知識を持つ者のすべき考察は人間自身の存在にまで及びます。みんなが満たされて生きること道を探るために、お互いのことを知る努力をしようと呼びかけられています。互いを理解するために必要なこととは、まず「互いが違う存在であるということを知る」ということです。人はみんな根本の所で違うのですから、それを誰か一人の考え方で型に嵌めて捕らえようとしても、理解することなどできません。
夫婦の関係でも似たようなことが起きるのではないでしょうか。残念ながら私は結婚したことが無いので分かりませんが、愛する人と「ここは同じだな」と思える部分と「ここは違う」と感じる部分があるのではないでしょうか。
良く言われるのは「味噌汁の味」でしょうか。やれ味噌が多過ぎるだの、「俺は具が少ない方が好きだ」だの、好みには違いがあります。挙句に「うちのお袋はこうだった」なんて言われると「だったらお母さんの所に帰りなさい!」と言いたくなりますが、それでは夫婦は成り立ちませんよね。違う好みを持った者同士が共に暮らす中で、互いの好みに合わせた新しい味が創られていくのでしょう。
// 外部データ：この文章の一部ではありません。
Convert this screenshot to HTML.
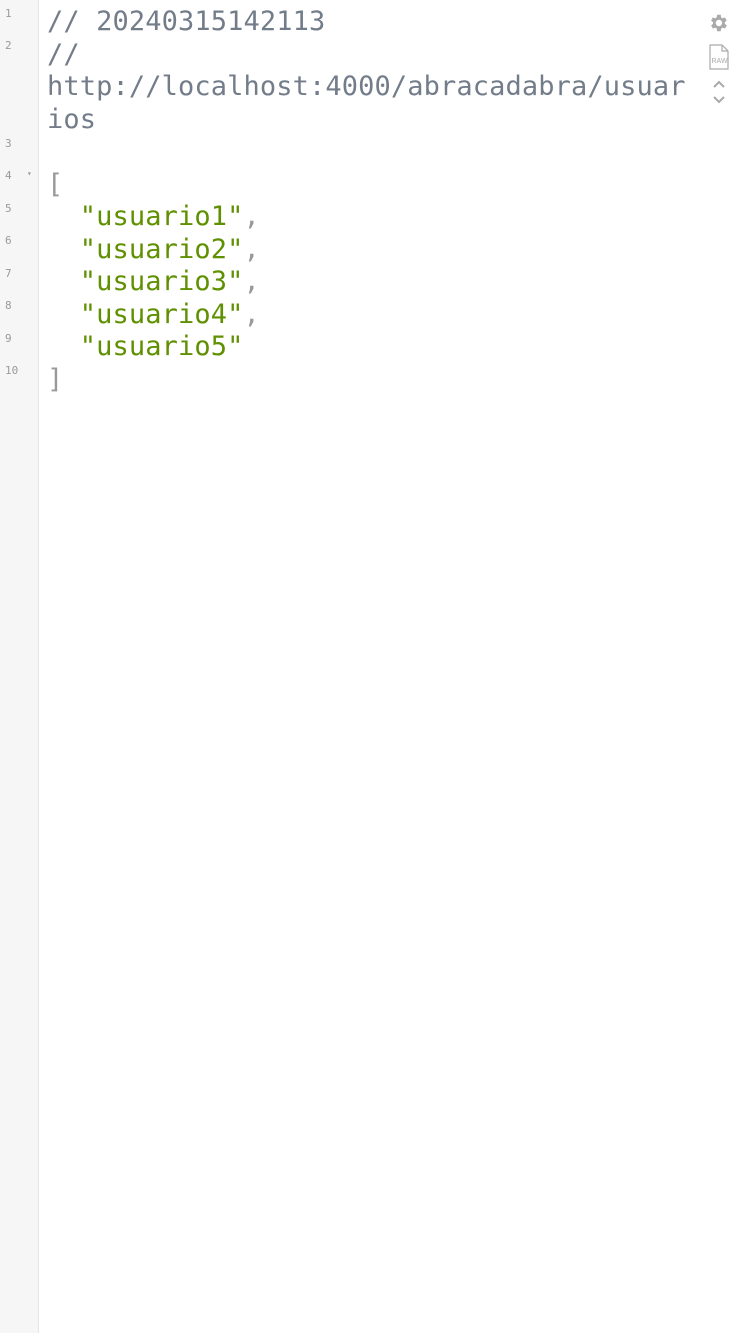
<!DOCTYPE html>
<html><head><meta charset="utf-8"><style>
html,body{margin:0;padding:0;background:#fff;width:750px;height:1333px;overflow:hidden}
.gut{position:absolute;left:0;top:0;width:38px;height:1333px;background:#f6f6f6;border-right:1px solid #e6e6e6}
.ln{position:absolute;left:5px;font:11px "DejaVu Sans Mono",monospace;color:#9a9a9a}
.code{position:absolute;left:47px;top:6px;font:27px/32.5px "DejaVu Sans Mono","Liberation Mono",monospace;white-space:pre;letter-spacing:0.12px}
.c{color:#737d8a}.s{color:#5f9000}.p{color:#999}
</style></head><body>
<div class="gut"></div>
<div class="ln" style="top:7px">1</div>
<div class="ln" style="top:39px">2</div>
<div class="ln" style="top:137px">3</div>
<div class="ln" style="top:169px">4</div>
<div class="ln" style="top:169px;left:27px;font-size:8px">▾</div>
<div class="ln" style="top:202px">5</div>
<div class="ln" style="top:234px">6</div>
<div class="ln" style="top:267px">7</div>
<div class="ln" style="top:299px">8</div>
<div class="ln" style="top:332px">9</div>
<div class="ln" style="top:364px">10</div>
<div class="code"><span class="c">// 20240315142113
//
http://localhost:4000/abracadabra/usuar
ios</span>

<span class="p">[</span>
  <span class="s">"usuario1"</span><span class="p">,</span>
  <span class="s">"usuario2"</span><span class="p">,</span>
  <span class="s">"usuario3"</span><span class="p">,</span>
  <span class="s">"usuario4"</span><span class="p">,</span>
  <span class="s">"usuario5"</span>
<span class="p">]</span></div>
<svg style="position:absolute;left:707px;top:12px" width="22" height="22" viewBox="0 0 24 24"><path fill="#aaa" d="M19.4 13a7.5 7.5 0 0 0 0-2l2.1-1.6-2-3.5-2.5 1a7.6 7.6 0 0 0-1.7-1L15 3h-4l-.4 2.9a7.6 7.6 0 0 0-1.7 1l-2.5-1-2 3.5L6.6 11a7.5 7.5 0 0 0 0 2l-2.1 1.6 2 3.5 2.5-1a7.6 7.6 0 0 0 1.7 1L11 21h4l.4-2.9a7.6 7.6 0 0 0 1.7-1l2.5 1 2-3.5zM13 15.5a3.5 3.5 0 1 1 0-7 3.5 3.5 0 0 1 0 7z"/></svg>
<svg style="position:absolute;left:708px;top:44px" width="22" height="26" viewBox="0 0 22 26"><path fill="none" stroke="#aaa" stroke-width="1.2" d="M2 1h12l6 6v18H2z M14 1v6h6"/><text x="3.5" y="19" font-size="7" font-family="Liberation Sans,sans-serif" fill="#aaa">RAW</text></svg>
<svg style="position:absolute;left:712px;top:80px" width="14" height="24" viewBox="0 0 14 24"><path fill="none" stroke="#aaa" stroke-width="2" d="M2 7l5-5 5 5M2 17l5 5 5-5"/></svg>
</body></html>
違いを理解することでなされる創造があるのです。同じ者だけで集まっていたのでは、どこかで行き詰ってしまいます。違いがあるからこそ新しい道が拓けるということがあるのです。違いがあることを恐れる必要はありません。違いがあることで距離を置く、排除するなんて必要は更にありません。違いがあるからこそ人間なのですから。でも、違いがあっても私たちは一つになれるのです。元は一つの体から分けて創られたのですから。
ここで聖書が論じているのは、女は男を助けるために創られた従属的な存在であるということではありません。違いを持つ者同士の代表例として男女の性別を用いているだけです。ですので、どちらが先に創られたかなどということも気にする必要はありません。
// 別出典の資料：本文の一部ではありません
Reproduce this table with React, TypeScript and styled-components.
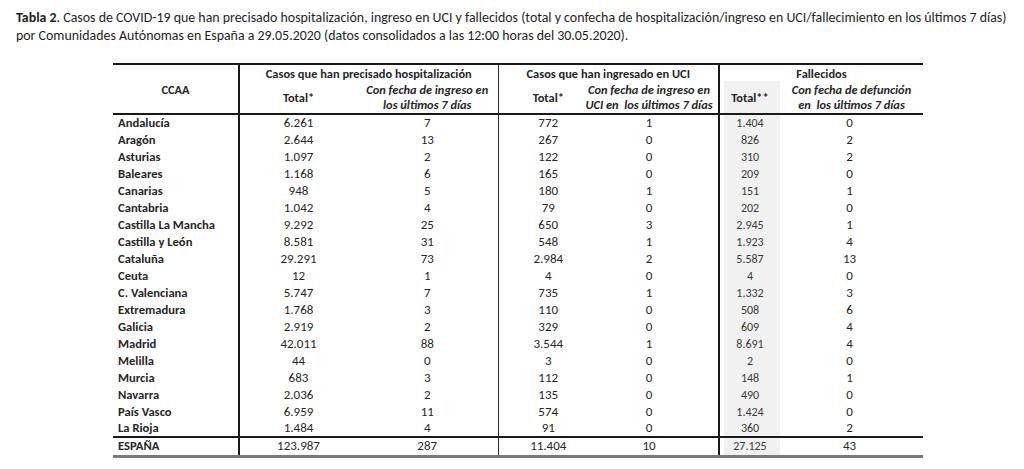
import React from "react";
import styled, { createGlobalStyle } from "styled-components";

const Global = createGlobalStyle`
  html, body { margin: 0; padding: 0; background: #ffffff; }
  body { font-family: Carlito, Lato, "Liberation Sans", sans-serif; color: #222; }
`;

const Page = styled.div`
  width: 1024px;
  height: 469px;
  overflow: hidden;
  padding: 9px 0 0 16px;
  box-sizing: border-box;
`;

const Caption = styled.p`
  margin: 0;
  font-size: 13.9px;
  line-height: 18px;
  color: #1e1e1e;
  white-space: nowrap;
  b { font-weight: 700; }
`;

const Table = styled.table`
  margin: 18px 0 0 97px;
  border-collapse: collapse;
  table-layout: fixed;
  width: 810px;
  font-size: 12px;
  color: #262626;
  border-top: 2px solid #1a1a1a;
  border-bottom: 3px solid #7a7a7a;
`;

type Edge = "thick" | "thin" | "none";

const edgeCss = (e?: Edge) =>
  e === "thick" ? "2px solid #1a1a1a" : e === "thin" ? "1px solid #2a2a2a" : "none";

const Th = styled.th<{ $right?: Edge; $shade?: boolean; $italic?: boolean; $h?: number; $pl?: number }>`
  font-weight: 700;
  font-style: ${(p) => (p.$italic ? "italic" : "normal")};
  text-align: center;
  vertical-align: middle;
  white-space: nowrap;
  padding: 0 0 0 ${(p) => p.$pl ?? 0}px;
  height: ${(p) => p.$h ?? 16}px;
  line-height: 15px;
  font-size: 12.4px;
  border-right: ${(p) => edgeCss(p.$right)};
  background: ${(p) => (p.$shade ? "linear-gradient(to right, #fff 4px, #f1f1f1 4px)" : "transparent")};
`;

const HeadRow = styled.tr<{ $last?: boolean }>`
  border-bottom: ${(p) => (p.$last ? "2px solid #1a1a1a" : "none")};
`;

const Row = styled.tr<{ $total?: boolean }>`
  height: ${(p) => (p.$total ? 19 : 17)}px;
  border-top: ${(p) => (p.$total ? "2px solid #1a1a1a" : "none")};
`;

const Name = styled.td`
  font-weight: 700;
  font-size: 12.6px;
  text-align: left;
  padding: 0 0 0 5px;
  border-right: 2px solid #1a1a1a;
  white-space: nowrap;
  line-height: 16px;
`;

const Num = styled.td<{ $right?: Edge; $shade?: boolean; $pl?: number; $pr?: number }>`
  text-align: center;
  white-space: nowrap;
  padding: 0 ${(p) => p.$pr ?? 0}px 0 ${(p) => p.$pl ?? 0}px;
  line-height: 16px;
  font-size: ${(p) => (p.$shade ? 12 : 13)}px;
  color: ${(p) => (p.$shade ? "#3a3a3a" : "#262626")};
  border-right: ${(p) => edgeCss(p.$right)};
  background: ${(p) => (p.$shade ? "linear-gradient(to right, #fff 4px, #f1f1f1 4px)" : "transparent")};
`;

type R = [string, string, string, string, string, string, string];

const rows: R[] = [
  ["Andalucía", "6.261", "7", "772", "1", "1.404", "0"],
  ["Aragón", "2.644", "13", "267", "0", "826", "2"],
  ["Asturias", "1.097", "2", "122", "0", "310", "2"],
  ["Baleares", "1.168", "6", "165", "0", "209", "0"],
  ["Canarias", "948", "5", "180", "1", "151", "1"],
  ["Cantabria", "1.042", "4", "79", "0", "202", "0"],
  ["Castilla La Mancha", "9.292", "25", "650", "3", "2.945", "1"],
  ["Castilla y León", "8.581", "31", "548", "1", "1.923", "4"],
  ["Cataluña", "29.291", "73", "2.984", "2", "5.587", "13"],
  ["Ceuta", "12", "1", "4", "0", "4", "0"],
  ["C. Valenciana", "5.747", "7", "735", "1", "1.332", "3"],
  ["Extremadura", "1.768", "3", "110", "0", "508", "6"],
  ["Galicia", "2.919", "2", "329", "0", "609", "4"],
  ["Madrid", "42.011", "88", "3.544", "1", "8.691", "4"],
  ["Melilla", "44", "0", "3", "0", "2", "0"],
  ["Murcia", "683", "3", "112", "0", "148", "1"],
  ["Navarra", "2.036", "2", "135", "0", "490", "0"],
  ["País Vasco", "6.959", "11", "574", "0", "1.424", "0"],
  ["La Rioja", "1.484", "4", "91", "0", "360", "2"],
];

const total: R = ["ESPAÑA", "123.987", "287", "11.404", "10", "27.125", "43"];

const DataRow = ({ r, isTotal }: { r: R; isTotal?: boolean }) => (
  <Row $total={isTotal}>
    <Name>{r[0]}</Name>
    <Num>{r[1]}</Num>
    <Num $right="thin">{r[2]}</Num>
    <Num $pl={18}>{r[3]}</Num>
    <Num $right="thick">{r[4]}</Num>
    <Num $shade>{r[5]}</Num>
    <Num $pr={4}>{r[6]}</Num>
  </Row>
);

export default function App() {
  return (
    <Page>
      <Global />
      <Caption>
        <b>Tabla 2</b>. Casos de COVID-19 que han precisado hospitalización, ingreso en UCI y fallecidos (total y
        confecha de hospitalización/ingreso en UCI/fallecimiento en los últimos 7 días)
        <br />
        por Comunidades Autónomas en España a 29.05.2020 (datos consolidados a las 12:00 horas del 30.05.2020).
      </Caption>
      <Table>
        <colgroup>
          <col style={{ width: 126 }} />
          <col style={{ width: 118 }} />
          <col style={{ width: 141 }} />
          <col style={{ width: 82 }} />
          <col style={{ width: 139 }} />
          <col style={{ width: 61 }} />
          <col style={{ width: 143 }} />
        </colgroup>
        <thead>
          <HeadRow>
            <Th rowSpan={2} $right="thick">CCAA</Th>
            <Th colSpan={2} $right="thin">Casos que han precisado hospitalización</Th>
            <Th colSpan={2} $right="thick">Casos que han ingresado en UCI</Th>
            <Th colSpan={2}>Fallecidos</Th>
          </HeadRow>
          <HeadRow $last>
            <Th $h={32}>Total*</Th>
            <Th $h={32} $italic $right="thin">
              Con fecha de ingreso en
              <br />
              los últimos 7 días
            </Th>
            <Th $h={32} $pl={18}>Total*</Th>
            <Th $h={32} $italic $right="thick">
              Con fecha de ingreso en
              <br />
              UCI en&nbsp; los últimos 7 días
            </Th>
            <Th $h={32} $shade>Total**</Th>
            <Th $h={32} $italic>
              Con fecha de defunción
              <br />
              en&nbsp; los últimos 7 días
            </Th>
          </HeadRow>
        </thead>
        <tbody>
          {rows.map((r) => (
            <DataRow key={r[0]} r={r} />
          ))}
          <DataRow r={total} isTotal />
        </tbody>
      </Table>
    </Page>
  );
}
互いに違う者、違う好み、違う視点、違う生き方をする者であったとしても、元を正せば骨と肉を分け合った者なのです。その二人について神さまは「二人は一体となる」と言われました。だから私たちは再び一つとなれるよう努力を続けます。再び調和して生きることが出来るよう、神さまが整えてくださった園を守れるように、努力を続けます。それが、知識を巡らせた結果得られた結論です。
ここで疑問に思われる方も居られると思います。「それでも知識の木から食べちゃったんだから死ぬんだろう?」とか「エデンからは追い出されちゃったじゃないか」と。
確かに人間は死ぬ者とされました。知識を得た結果、私たちには苦しみがのしかかりましたが、神さまは知識にまさる方に引き合わせてくださいました。確かに人間の肉体は死にます。しかし、私たちは永遠の命へと招かれているではありませんか。私たちには御子の十字架によって永遠の命が約束されているではありませんか。
エデンから追放される二人に与えられたのは何でしたか。皮の衣、裸の体を覆う着物です。「裸なのであなたの御前に出ることができません。」と答えた二人に、体を覆う着物を与えられたのは何故でしょうか。これは「裸だから私の前に立てないと言うのであれば、この衣を与える。私はあなたが私の前に立てない理由を取り去る。だから、その時が来たならば帰って来なさい。」と言うメッセージだと私は考えています。
神さまの召しに応える時、私たちは神さまの御元に帰れるのです。完全な調和がある、エデンに帰れるのです。だから私たちは、違いを持つ者同士、一つとなって歩むのです。
その日を目指して、今日も歩むのです。